What you need to do
Your task is to return, exactly, the run of lines starting at the line holding "What React and" and ending at the line holding "const YELLOW = '#fbe35f';", both ends included and no other lines.

Records to use
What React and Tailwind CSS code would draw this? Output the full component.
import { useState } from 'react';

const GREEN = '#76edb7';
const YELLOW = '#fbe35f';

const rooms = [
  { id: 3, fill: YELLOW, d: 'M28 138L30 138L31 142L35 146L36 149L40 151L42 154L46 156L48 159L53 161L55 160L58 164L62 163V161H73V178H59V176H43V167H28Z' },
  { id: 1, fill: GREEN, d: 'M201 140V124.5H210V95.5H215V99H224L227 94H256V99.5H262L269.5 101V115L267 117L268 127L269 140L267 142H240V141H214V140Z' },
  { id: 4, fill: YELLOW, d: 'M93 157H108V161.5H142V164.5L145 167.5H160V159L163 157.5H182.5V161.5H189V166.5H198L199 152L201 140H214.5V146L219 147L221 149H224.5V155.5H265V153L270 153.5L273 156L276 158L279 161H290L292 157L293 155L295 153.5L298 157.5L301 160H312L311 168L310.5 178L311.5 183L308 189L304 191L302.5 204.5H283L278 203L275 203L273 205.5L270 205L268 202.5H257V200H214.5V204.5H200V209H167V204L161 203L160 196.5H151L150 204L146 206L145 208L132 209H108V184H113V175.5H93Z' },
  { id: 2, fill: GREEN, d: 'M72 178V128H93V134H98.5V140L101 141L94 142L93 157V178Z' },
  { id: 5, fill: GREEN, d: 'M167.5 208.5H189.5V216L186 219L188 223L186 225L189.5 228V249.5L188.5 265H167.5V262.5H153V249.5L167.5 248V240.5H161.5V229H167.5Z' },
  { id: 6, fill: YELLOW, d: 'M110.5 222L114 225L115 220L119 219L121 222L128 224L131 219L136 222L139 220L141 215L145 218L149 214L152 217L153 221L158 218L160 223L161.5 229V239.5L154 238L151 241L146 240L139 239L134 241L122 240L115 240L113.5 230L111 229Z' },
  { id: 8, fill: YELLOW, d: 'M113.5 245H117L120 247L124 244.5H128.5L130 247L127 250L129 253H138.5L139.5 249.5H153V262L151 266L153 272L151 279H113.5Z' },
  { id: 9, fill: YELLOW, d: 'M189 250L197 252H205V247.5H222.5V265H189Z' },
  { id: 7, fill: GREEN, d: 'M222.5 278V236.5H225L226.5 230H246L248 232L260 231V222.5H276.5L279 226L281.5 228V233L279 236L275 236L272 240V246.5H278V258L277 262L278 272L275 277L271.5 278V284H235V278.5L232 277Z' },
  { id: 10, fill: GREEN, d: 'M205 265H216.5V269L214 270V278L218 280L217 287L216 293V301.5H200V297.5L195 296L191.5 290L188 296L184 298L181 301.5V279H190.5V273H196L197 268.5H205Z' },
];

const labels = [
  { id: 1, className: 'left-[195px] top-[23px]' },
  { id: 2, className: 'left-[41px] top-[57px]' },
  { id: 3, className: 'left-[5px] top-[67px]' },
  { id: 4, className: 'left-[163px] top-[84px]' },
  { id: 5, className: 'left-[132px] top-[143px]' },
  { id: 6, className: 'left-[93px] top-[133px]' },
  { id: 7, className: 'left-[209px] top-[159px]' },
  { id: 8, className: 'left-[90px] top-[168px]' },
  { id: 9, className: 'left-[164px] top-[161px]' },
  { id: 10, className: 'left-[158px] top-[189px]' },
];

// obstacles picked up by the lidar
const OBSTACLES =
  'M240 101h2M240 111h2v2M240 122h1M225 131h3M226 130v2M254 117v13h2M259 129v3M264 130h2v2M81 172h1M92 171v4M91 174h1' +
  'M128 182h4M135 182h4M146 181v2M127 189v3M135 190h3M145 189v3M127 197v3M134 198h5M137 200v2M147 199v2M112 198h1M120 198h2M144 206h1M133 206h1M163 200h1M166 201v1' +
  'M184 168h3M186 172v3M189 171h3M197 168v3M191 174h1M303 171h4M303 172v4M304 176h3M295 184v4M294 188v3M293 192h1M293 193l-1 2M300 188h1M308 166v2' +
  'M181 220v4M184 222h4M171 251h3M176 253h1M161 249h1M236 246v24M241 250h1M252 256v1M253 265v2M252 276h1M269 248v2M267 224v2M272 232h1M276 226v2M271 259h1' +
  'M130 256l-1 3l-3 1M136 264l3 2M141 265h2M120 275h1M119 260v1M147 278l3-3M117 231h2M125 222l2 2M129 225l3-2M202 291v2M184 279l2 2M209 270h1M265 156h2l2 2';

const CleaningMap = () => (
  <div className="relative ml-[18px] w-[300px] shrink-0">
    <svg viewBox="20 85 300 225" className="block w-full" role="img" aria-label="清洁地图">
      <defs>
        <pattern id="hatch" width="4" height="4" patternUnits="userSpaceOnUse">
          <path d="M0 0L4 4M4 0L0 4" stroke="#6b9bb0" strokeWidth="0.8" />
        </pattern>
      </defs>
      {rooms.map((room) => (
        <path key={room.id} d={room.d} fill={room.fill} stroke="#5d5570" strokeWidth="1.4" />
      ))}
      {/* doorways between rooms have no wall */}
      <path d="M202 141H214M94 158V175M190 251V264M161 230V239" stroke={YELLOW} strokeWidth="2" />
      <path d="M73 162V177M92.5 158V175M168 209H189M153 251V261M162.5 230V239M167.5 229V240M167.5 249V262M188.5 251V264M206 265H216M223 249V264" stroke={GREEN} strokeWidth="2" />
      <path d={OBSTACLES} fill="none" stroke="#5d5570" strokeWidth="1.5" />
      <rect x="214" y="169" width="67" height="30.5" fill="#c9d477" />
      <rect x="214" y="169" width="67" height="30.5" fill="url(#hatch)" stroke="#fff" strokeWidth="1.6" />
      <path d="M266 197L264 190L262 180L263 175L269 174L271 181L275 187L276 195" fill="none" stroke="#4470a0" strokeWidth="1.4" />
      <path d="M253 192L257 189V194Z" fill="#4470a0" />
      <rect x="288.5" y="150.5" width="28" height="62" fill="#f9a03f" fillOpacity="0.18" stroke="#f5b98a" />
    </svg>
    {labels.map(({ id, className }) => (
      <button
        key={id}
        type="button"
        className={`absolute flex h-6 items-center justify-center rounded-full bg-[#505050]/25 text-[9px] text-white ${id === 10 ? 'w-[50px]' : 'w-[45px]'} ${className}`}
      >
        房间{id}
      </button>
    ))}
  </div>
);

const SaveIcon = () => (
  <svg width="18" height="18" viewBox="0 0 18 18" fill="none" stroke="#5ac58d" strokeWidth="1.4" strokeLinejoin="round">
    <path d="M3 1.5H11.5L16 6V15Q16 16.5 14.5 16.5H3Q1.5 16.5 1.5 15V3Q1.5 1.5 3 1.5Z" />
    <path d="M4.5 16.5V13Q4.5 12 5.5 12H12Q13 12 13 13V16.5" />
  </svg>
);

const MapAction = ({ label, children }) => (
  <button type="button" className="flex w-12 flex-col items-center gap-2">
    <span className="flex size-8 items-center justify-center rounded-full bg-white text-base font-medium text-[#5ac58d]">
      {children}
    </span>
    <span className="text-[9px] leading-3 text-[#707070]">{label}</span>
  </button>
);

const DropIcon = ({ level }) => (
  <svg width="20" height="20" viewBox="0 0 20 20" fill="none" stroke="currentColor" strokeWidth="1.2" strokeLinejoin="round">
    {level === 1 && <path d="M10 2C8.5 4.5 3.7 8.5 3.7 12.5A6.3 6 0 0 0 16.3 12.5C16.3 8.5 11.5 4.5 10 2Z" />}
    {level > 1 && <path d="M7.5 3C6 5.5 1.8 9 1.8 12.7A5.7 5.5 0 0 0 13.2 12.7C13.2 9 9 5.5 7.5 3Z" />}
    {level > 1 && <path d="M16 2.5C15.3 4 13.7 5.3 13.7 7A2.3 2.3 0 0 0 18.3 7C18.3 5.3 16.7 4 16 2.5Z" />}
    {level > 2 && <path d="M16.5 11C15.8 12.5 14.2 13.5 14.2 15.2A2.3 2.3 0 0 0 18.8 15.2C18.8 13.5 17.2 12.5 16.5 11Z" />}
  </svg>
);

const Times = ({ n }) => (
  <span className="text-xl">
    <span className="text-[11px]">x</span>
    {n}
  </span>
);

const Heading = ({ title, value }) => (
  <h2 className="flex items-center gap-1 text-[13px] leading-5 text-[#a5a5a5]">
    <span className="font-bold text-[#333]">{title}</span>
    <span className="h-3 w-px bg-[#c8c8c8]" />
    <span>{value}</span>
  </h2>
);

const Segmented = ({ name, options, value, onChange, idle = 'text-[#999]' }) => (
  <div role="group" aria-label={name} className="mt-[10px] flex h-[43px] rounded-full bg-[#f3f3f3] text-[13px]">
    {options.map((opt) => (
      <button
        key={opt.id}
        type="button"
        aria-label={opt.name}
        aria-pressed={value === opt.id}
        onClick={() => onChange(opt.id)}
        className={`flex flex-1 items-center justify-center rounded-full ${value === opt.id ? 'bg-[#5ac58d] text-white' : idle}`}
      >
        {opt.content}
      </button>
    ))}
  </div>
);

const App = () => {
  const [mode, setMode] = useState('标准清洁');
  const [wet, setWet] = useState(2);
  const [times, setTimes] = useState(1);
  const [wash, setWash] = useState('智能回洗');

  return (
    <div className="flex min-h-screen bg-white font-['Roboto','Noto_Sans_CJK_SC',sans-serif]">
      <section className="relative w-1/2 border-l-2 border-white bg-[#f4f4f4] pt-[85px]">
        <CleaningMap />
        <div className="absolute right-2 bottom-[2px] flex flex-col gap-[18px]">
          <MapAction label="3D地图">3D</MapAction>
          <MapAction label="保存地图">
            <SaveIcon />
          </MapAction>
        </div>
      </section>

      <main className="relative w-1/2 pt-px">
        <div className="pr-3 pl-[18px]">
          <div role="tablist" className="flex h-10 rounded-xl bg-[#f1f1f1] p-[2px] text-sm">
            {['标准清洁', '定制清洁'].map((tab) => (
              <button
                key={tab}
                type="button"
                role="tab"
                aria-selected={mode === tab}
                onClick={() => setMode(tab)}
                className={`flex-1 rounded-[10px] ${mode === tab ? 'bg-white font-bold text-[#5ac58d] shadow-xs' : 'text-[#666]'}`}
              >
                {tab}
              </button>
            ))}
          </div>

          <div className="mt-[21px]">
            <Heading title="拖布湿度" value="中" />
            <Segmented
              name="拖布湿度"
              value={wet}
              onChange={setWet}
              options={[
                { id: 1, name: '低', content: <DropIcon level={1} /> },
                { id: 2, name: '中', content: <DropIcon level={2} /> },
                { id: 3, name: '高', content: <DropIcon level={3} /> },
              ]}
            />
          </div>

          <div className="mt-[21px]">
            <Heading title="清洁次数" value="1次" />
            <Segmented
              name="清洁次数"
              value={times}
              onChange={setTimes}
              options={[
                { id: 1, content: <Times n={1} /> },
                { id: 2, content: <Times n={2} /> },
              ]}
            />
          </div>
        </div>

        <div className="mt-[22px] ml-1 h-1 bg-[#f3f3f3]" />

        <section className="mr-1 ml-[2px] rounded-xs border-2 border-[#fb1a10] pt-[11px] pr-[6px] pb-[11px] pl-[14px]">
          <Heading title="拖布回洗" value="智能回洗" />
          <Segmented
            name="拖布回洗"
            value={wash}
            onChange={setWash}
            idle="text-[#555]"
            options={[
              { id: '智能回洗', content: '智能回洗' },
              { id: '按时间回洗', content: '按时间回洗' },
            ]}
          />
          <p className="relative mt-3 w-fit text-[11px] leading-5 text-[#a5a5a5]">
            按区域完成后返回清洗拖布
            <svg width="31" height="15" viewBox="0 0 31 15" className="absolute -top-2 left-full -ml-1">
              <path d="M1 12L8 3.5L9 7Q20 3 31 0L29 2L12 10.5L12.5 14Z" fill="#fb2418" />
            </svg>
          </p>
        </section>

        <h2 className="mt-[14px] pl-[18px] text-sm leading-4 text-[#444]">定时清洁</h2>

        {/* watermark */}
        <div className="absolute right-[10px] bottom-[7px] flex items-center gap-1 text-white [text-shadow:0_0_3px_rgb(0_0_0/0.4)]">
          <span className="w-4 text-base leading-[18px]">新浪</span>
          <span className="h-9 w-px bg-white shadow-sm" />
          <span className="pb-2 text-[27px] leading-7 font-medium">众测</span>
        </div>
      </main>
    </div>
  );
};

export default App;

* * *

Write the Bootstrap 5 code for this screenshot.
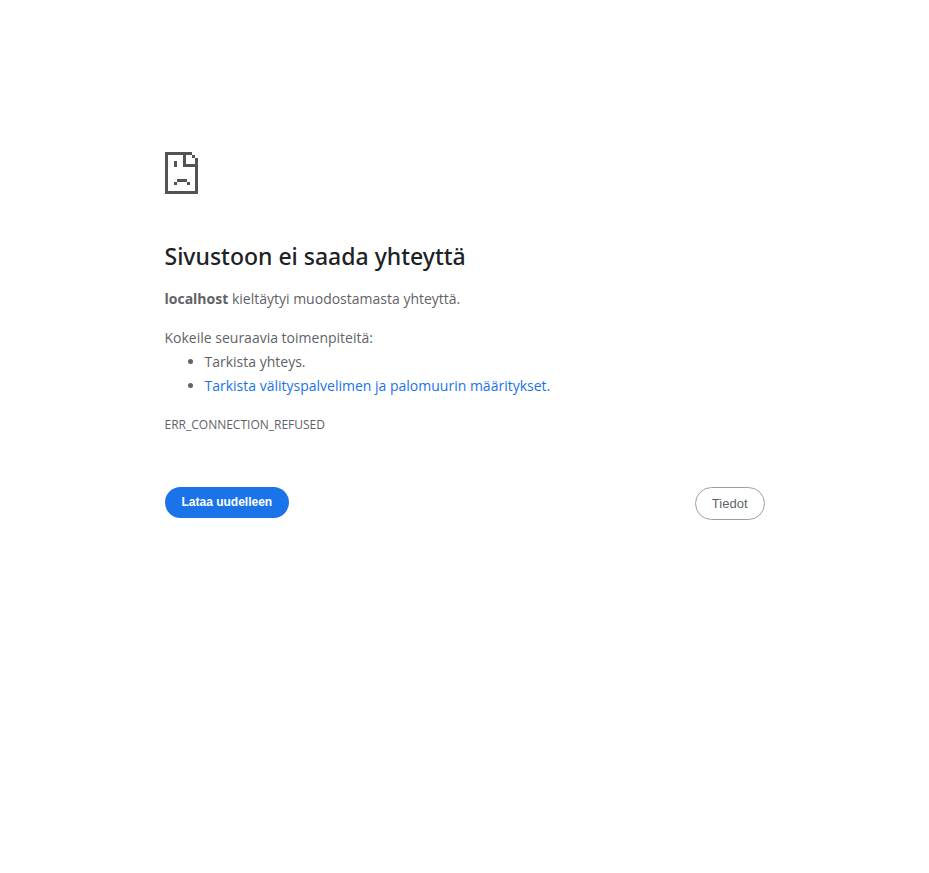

--

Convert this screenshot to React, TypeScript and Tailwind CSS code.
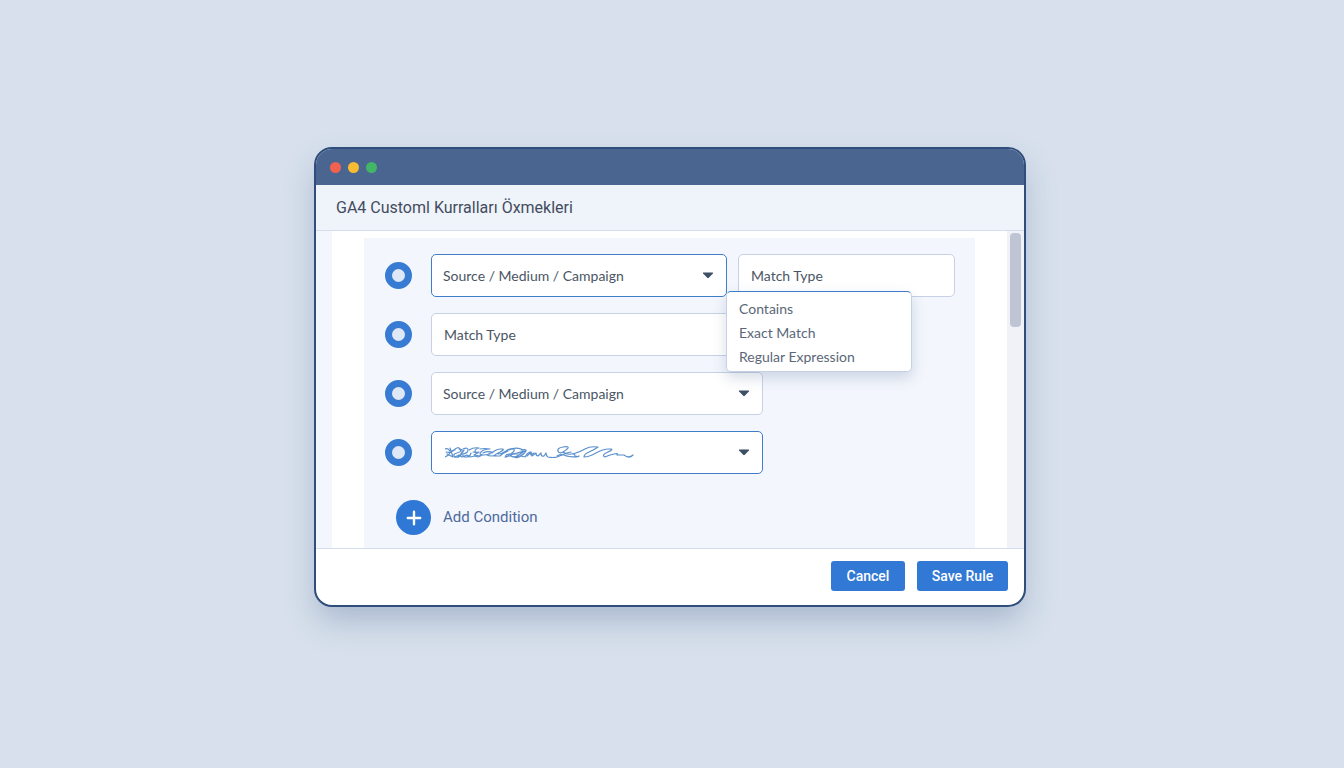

Response to the task
What React and Tailwind CSS code would draw this? Output the full component.
import { useState } from 'react';

const GREEN = '#76edb7';
const YELLOW = '#fbe35f';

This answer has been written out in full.